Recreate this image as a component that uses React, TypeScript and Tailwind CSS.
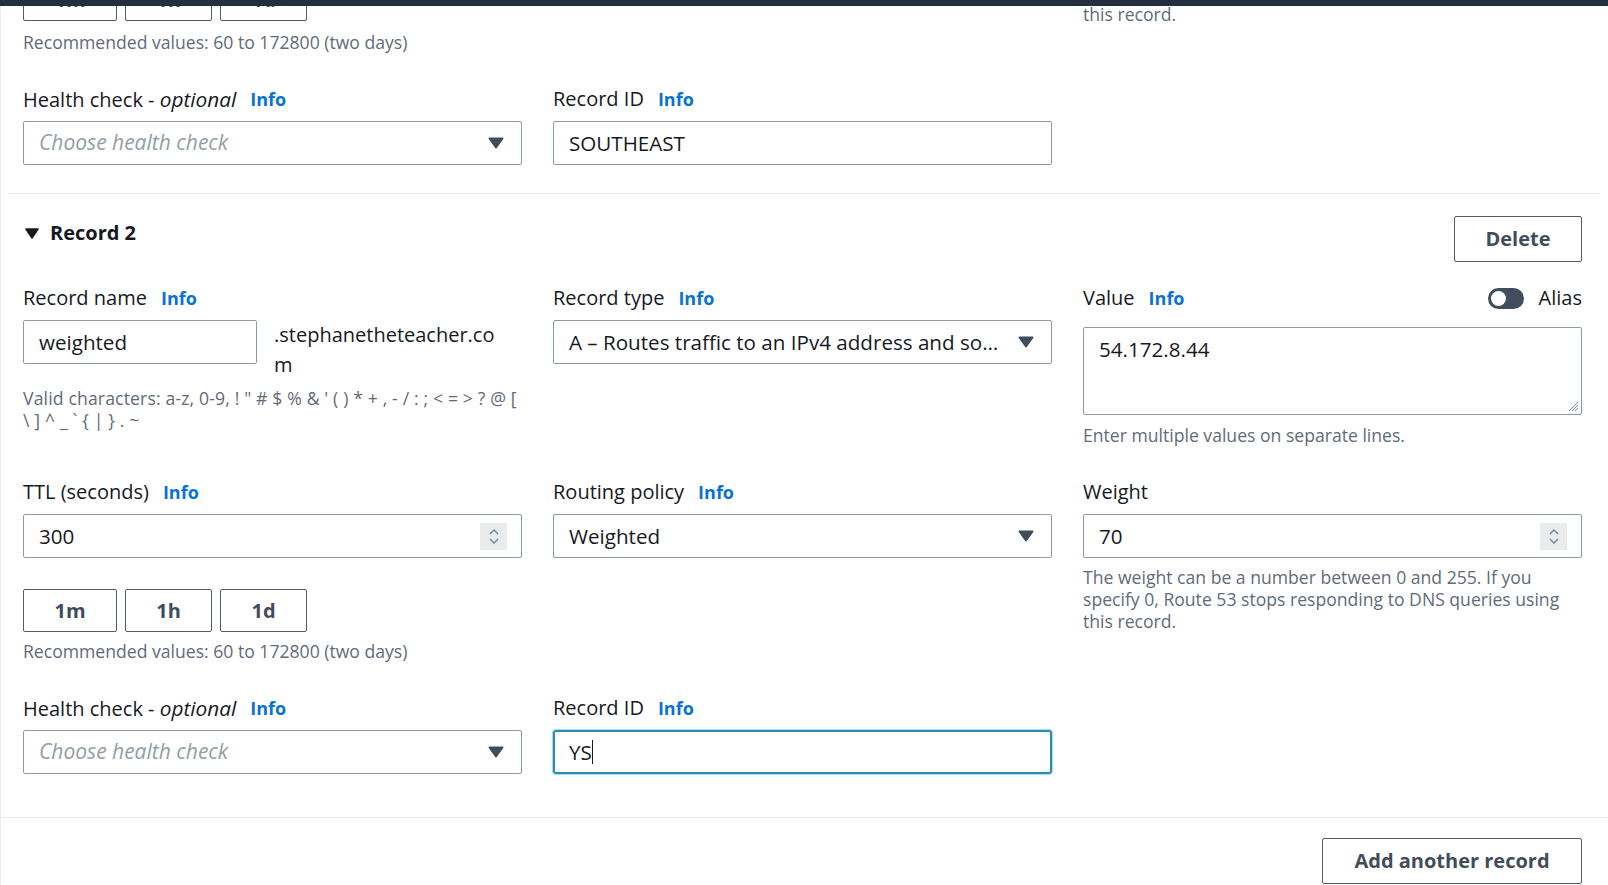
import React from 'react';

const Info = () => <span className="ml-[14px] text-[18px] font-bold text-[#0972d3]">Info</span>;

function Label({ children, info = true, className = '' }: { children: React.ReactNode; info?: boolean; className?: string }) {
  return (
    <div className={`flex items-center h-[28px] text-[20px] leading-[28px] text-[#16191f] ${className}`}>
      <span>{children}</span>
      {info && <Info />}
    </div>
  );
}

const Arrow = () => (
  <svg width="16" height="12" viewBox="0 0 16 12" className="shrink-0">
    <polygon points="1.5,1.5 14.5,1.5 8,10.5" fill="#414d5c" stroke="#414d5c" strokeWidth="2" strokeLinejoin="round" />
  </svg>
);

function Select({ value, placeholder }: { value?: string; placeholder?: string }) {
  return (
    <div className="flex items-center h-[44px] border border-[#8d99a8] rounded-[2px] pl-[15px] pr-[17px] gap-4 bg-white">
      {value ? (
        <span className="flex-1 truncate text-[20.6px] text-[#16191f]">{value}</span>
      ) : (
        <span className="flex-1 truncate text-[21px] italic text-[#929ea8]">{placeholder}</span>
      )}
      <Arrow />
    </div>
  );
}

function Spinner() {
  return (
    <div className="w-[27px] h-[27px] bg-[#e9ebed] flex flex-col items-center justify-center gap-[3px]">
      <svg width="10" height="6" viewBox="0 0 10 6"><polyline points="1,5 5,1 9,5" fill="none" stroke="#7d8998" strokeWidth="1.5" /></svg>
      <svg width="10" height="6" viewBox="0 0 10 6"><polyline points="1,1 5,5 9,1" fill="none" stroke="#7d8998" strokeWidth="1.5" /></svg>
    </div>
  );
}

function NumberInput({ value }: { value: string }) {
  return (
    <div className="flex items-center h-[44px] border border-[#8d99a8] rounded-[2px] pl-[15px] pr-[14px]">
      <span className="flex-1 text-[20.6px] text-[#16191f]">{value}</span>
      <Spinner />
    </div>
  );
}

function TtlButtons() {
  return (
    <div className="flex gap-2">
      {['1m', '1h', '1d'].map((t) => (
        <div key={t} className={`h-[43px] flex items-center justify-center border border-[#545b64] rounded-[2px] text-[20px] font-bold text-[#414d5c] ${t === '1m' ? 'w-[94px]' : 'w-[87px]'}`}>
          {t}
        </div>
      ))}
    </div>
  );
}

const Help = ({ children, className = '' }: { children: React.ReactNode; className?: string }) => (
  <div className={`text-[17.6px] leading-[22px] text-[#5f6b7a] whitespace-nowrap ${className}`}>{children}</div>
);

const weightHelp = (
  <>
    The weight can be a number between 0 and 255. If you
    <br />
    specify 0, Route 53 stops responding to DNS queries using
    <br />
    this record.
  </>
);

export default function App() {
  return (
    <div className="relative w-[1608px] h-[885px] overflow-hidden bg-white font-['Open_Sans']">
      <div className="absolute top-0 left-0 right-0 h-[6px] bg-[#232f3e] z-10" />
      <div className="absolute top-0 bottom-0 left-0 w-[1px] bg-[#eaeded]" />

      {/* tail of record 1 */}
      <div className="mx-[8px] pl-[15px] pr-[18px] pb-[28px]">
        <div className="grid grid-cols-[499px_499px_499px] gap-x-[31px] mt-[-22px]">
          <div>
            <TtlButtons />
            <Help className="mt-[10px]">Recommended values: 60 to 172800 (two days)</Help>
          </div>
          <div />
          <Help className="mt-[-19px]">{weightHelp}</Help>
        </div>
        <div className="grid grid-cols-[499px_499px_499px] gap-x-[31px] mt-[32px]">
          <div>
            <Label className="mb-[8px]">
              Health check - <i className="text-[20.8px]">optional</i>
            </Label>
            <Select placeholder="Choose health check" />
          </div>
          <div>
            <Label className="mb-[8px]">Record ID</Label>
            <div className="flex items-center h-[44px] border border-[#8d99a8] rounded-[2px] pl-[15px] text-[20.6px] text-[#16191f]">SOUTHEAST</div>
          </div>
          <div />
        </div>
      </div>

      {/* record 2 */}
      <div className="mx-[8px] pl-[15px] pr-[18px] pb-[43px] border-t border-[#e9ebed]">
        <div className="flex justify-between items-start pt-[22px] mb-[22px]">
          <div className="flex items-center gap-[11px] mt-[3px] h-[28px] pl-[2px]">
            <svg width="14" height="11" viewBox="0 0 14 11">
              <polygon points="1,1 13,1 7,10" fill="#16191f" stroke="#16191f" strokeWidth="1.5" strokeLinejoin="round" />
            </svg>
            <span className="text-[20px] font-bold text-[#16191f]">Record 2</span>
          </div>
          <div className="w-[128px] h-[46px] flex items-center justify-center border border-[#545b64] rounded-[2px] text-[20px] font-bold text-[#414d5c]">
            Delete
          </div>
        </div>

        <div className="grid grid-cols-[499px_499px_499px] gap-x-[31px]">
          <div>
            <Label className="mb-[8px]">Record name</Label>
            <div className="flex items-start gap-[17px]">
              <div className="w-[234px] h-[44px] flex items-center border border-[#8d99a8] rounded-[2px] pl-[15px] text-[20.6px] text-[#16191f]">weighted</div>
              <div className="text-[20px] leading-[30px] text-[#16191f] whitespace-nowrap">
                .stephanetheteacher.co
                <br />m
              </div>
            </div>
            <Help className="mt-[7px] tracking-[0.15px]">
              Valid characters: a-z, 0-9, ! " # $ % &amp; ' ( ) * + , - / : ; &lt; = &gt; ? @ [
              <br />
              \ ] ^ _ ` {'{'} | {'}'} . ~
            </Help>
          </div>
          <div>
            <Label className="mb-[8px]">Record type</Label>
            <Select value="A – Routes traffic to an IPv4 address and some AWS resources" />
          </div>
          <div>
            <div className="flex items-center justify-between h-[28px] mb-[15px]">
              <Label>Value</Label>
              <div className="flex items-center gap-[15px]">
                <div className="w-[36px] h-[21px] rounded-full bg-[#414d5c] flex items-center px-[3px]">
                  <div className="w-[15px] h-[15px] rounded-full bg-white" />
                </div>
                <span className="text-[20px] text-[#16191f]">Alias</span>
              </div>
            </div>
            <div className="relative h-[88px] border border-[#8d99a8] rounded-[2px] pl-[15px] pt-[6px] text-[20.6px] text-[#16191f]">
              <span>54.172.8.44</span>
              <svg className="absolute right-[2px] bottom-[2px]" width="12" height="12" viewBox="0 0 12 12">
                <path d="M11 2 L2 11 M11 5 L5 11 M11 8 L8 11" stroke="#7d8998" strokeWidth="1" />
              </svg>
            </div>
            <Help className="mt-[9px]">Enter multiple values on separate lines.</Help>
          </div>
        </div>

        <div className="grid grid-cols-[499px_499px_499px] gap-x-[31px] mt-[32px]">
          <div>
            <Label className="mb-[8px]">TTL (seconds)</Label>
            <NumberInput value="300" />
            <div className="mt-[31px]">
              <TtlButtons />
            </div>
            <Help className="mt-[8px]">Recommended values: 60 to 172800 (two days)</Help>
          </div>
          <div>
            <Label className="mb-[8px]">Routing policy</Label>
            <Select value="Weighted" />
          </div>
          <div>
            <Label className="mb-[8px]" info={false}>Weight</Label>
            <NumberInput value="70" />
            <Help className="mt-[8px]">{weightHelp}</Help>
          </div>
        </div>

        <div className="grid grid-cols-[499px_499px_499px] gap-x-[31px] mt-[32px]">
          <div>
            <Label className="mb-[8px]">
              Health check - <i className="text-[20.8px]">optional</i>
            </Label>
            <Select placeholder="Choose health check" />
          </div>
          <div>
            <Label className="mb-[8px]">Record ID</Label>
            <div className="flex items-center h-[44px] border-2 border-[#2e8bb0] rounded-[3px] pl-[14px] text-[20.6px] text-[#16191f] shadow-[0_0_0_1px_#9fe0f0]">
              YS
              <span className="inline-block w-[1px] h-[24px] bg-[#16191f]" />
            </div>
          </div>
          <div />
        </div>
      </div>

      <div className="border-t border-[#e9ebed] flex justify-end pt-[20px] pr-[26px]">
        <div className="w-[260px] h-[46px] flex items-center justify-center border border-[#545b64] rounded-[2px] text-[20px] font-bold text-[#414d5c]">
          Add another record
        </div>
      </div>
    </div>
  );
}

----

■ Requirements
From the first line of the listing above, repeat every line through the one holding "const Info = ()". Both ends count, and pictures stay out.

■ Task result
Recreate this image as a component that uses React, TypeScript and Tailwind CSS.
import React from 'react';

const Info = () => <span className="ml-[14px] text-[18px] font-bold text-[#0972d3]">Info</span>;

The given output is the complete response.